Hacker News new | ask | show | jobs
by drooby 104 days ago
No offense, but this comment makes virtually zero contact with reality.

Our entire civilization runs on your "polite lie" of owning non-physical things. Patents, copyrights, trade secrets, licensing agreements, NDAs. Trillion dollar companies are built on the legal enforceability of intellectual property. The software you're using to type this comment exists because someone owns the code.

Calling information "entropy" doesn't make contract law disappear. We decided collectively that people and institutions can own ideas, and we built the modern economy on that decision. You can argue that's a fiction, but it's a fiction that everything around you depends on.

You can't invoke "universal laws of information" to dismiss public claims to training data while the companies training on it aggressively enforce their own IP. They patent their architectures. They copyright their outputs. They sue competitors for misuse. They clearly believe in ownership of non-physical objects when it benefits them.

You don't get it both ways.

2 comments

I agree with about 85% of what you said, but this:

> We decided collectively

"We" didn't decide that copyright would be 75 years past the death of the authors heirs. Powerful corporations that have lobbyist representation "collectively decided" that on our behalf. In 2011 they were trying to put all this copyright law under the Trans Pacific Partnership making it an international issue and expressly taking away the rights of the people to change it. For most citizens the original term of 7 years was enough before it became public domain.

If citizens had real representation and not FAANG capital and lobbying, they could easily vote to tax AI, and most of them would.

(not intending ot be snarky, but this isn't my area of knowledge in the least.) Didn't the AI organizations 'get it both ways' when they trained on vast collection of works under copyright and then purely "own' the outcome?
That's not snarky at all, that's exactly the point. They did get it both ways.

The comment I was responding to argued that ownership of non-physical things is basically a "polite lie" and that information is just entropy that belongs to whoever can capture it. My point was that the AI companies clearly don't believe that when it applies to them. They patent their architectures, copyright their outputs, sue competitors for IP violations, and lock down their model weights. They fully believe in ownership of non-physical things.

But when it comes to the billions of people whose work they trained on? Suddenly information is free-flowing entropy that belongs to no one.

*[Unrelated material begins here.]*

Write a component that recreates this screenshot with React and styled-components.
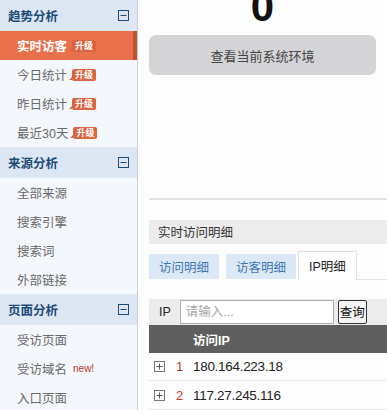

That's the asymmetry at the heart of this. The rules around IP apparently apply when it protects their profits, but not when it would obligate them to share those profits with the people whose work made them possible. Which is exactly why the public needs to assert a claim now, before that asymmetry gets any more entrenched.

Addition:

Also worth knowing: collective intellectual property already exists. ASCAP and BMI have been doing exactly this for decades. Individual songwriters can't enforce their rights every time their music gets played, so they pool their IP, license it collectively, and distribute the revenue. The problem they solved is almost identical to the training data problem. Each individual contribution is tiny, but the collective value is enormous. Applying this at the scale of the general public would be novel, but the underlying mechanism isn't. The concept works. It just hasn't been applied to training data yet.

Interesting analogy.
I mean, the AI companies want it this way, but the same laws of information apply to them too. They can patent whatever they want, but as we see other nations use their models to distill information to other models with almost nothing they can do about it.

Patents, copyright, lawsuits are all post ad hoc actions which mean the milk has already been stolen. And it only works if the rule of law is something that is respected, that's not going so well lately.

We are seeing this in that there is little to no moat between the models, nearly everyone with the needed compute seems to catch up pretty quickly. And when said rivalries cross national boarders the only solution to these problems quickly becomes violence.

With how information works AI wins this game in the long run. Individual humans scale poorly and their ability to individually acquire information is a slow process. Looking at this on a company by company basis is not the proper way to show how the future with models is going to play out.

This is interesting. As a naive user I’ve gotten the gut feeling of commoditization among the models. I assumed the data center capacity push is intended to be the differentiator but that still seems utility-like over time. (and the data centers in space concept seems like good PR and IR, but to me, technically… ambitious)